11. A close examination of the judgment of the Bombay High Court in the case of Nagindas M. Kapadia (supra) would show that the Court excluded from the ambit of dividend, monies which the assessee had received towards purchases. In our view both the CIT(A) and the Tribunal have correctly appreciated this aspect of the matter in the said judgment of the Bombay High Court. The relevant portion of the judgment of the Bombay High Court which sets out this aspect of the matter is already extracted by us in the narrative give by us hereinabove. We are also in agreement with the view of the Tribunal that the judgment of the Supreme Court in the case of Ms.
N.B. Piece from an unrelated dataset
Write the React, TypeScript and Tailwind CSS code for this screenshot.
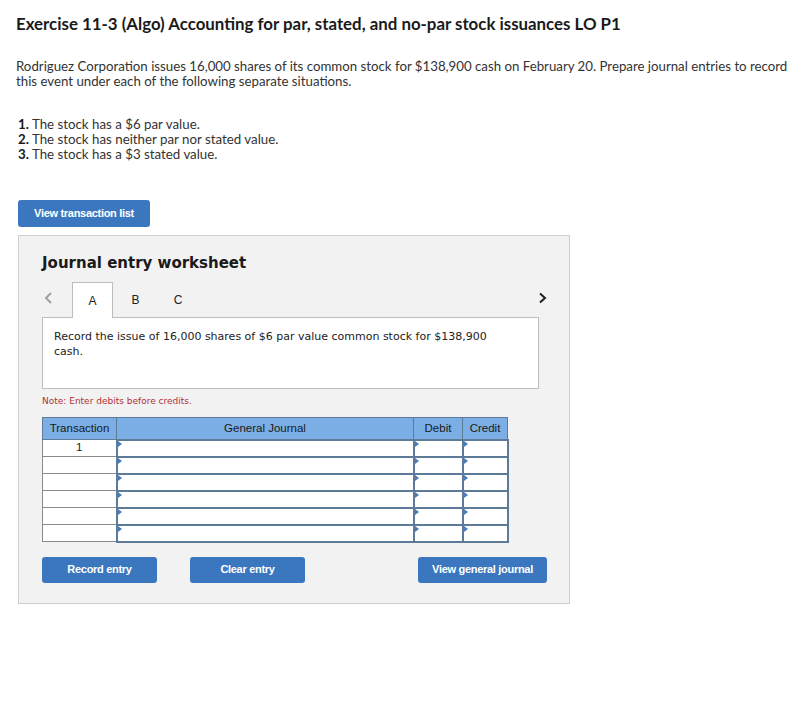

P. Sarada (supra) and Smt. Tarulata (supra) has no applicability to the present case. Both the judgments establish the principle that once the payment made to a shareholder is deemed as dividend then the mere fact that it  is repaid would not take it out of the ambit of the tax net. In the instant case, however, a discussion with respect to which has been made hereinabove, the issue is whether the payment received by the shareholder would at all fall within the four corners of provisions of Section 2(22)(e) of the Act. Having held otherwise, the said judgments of the Supreme Court, in our view, will have no applicability to the facts of the instant case.

12. In view of the above, the question of law as framed by us is answered in favour of the assessee and against the Revenue. We hold that trade advance does not fall within the ambit of the provisions of Section 2(22)(e) of the Act. Resultantly, the appeal is dismissed. There shall be, however, no order as to costs.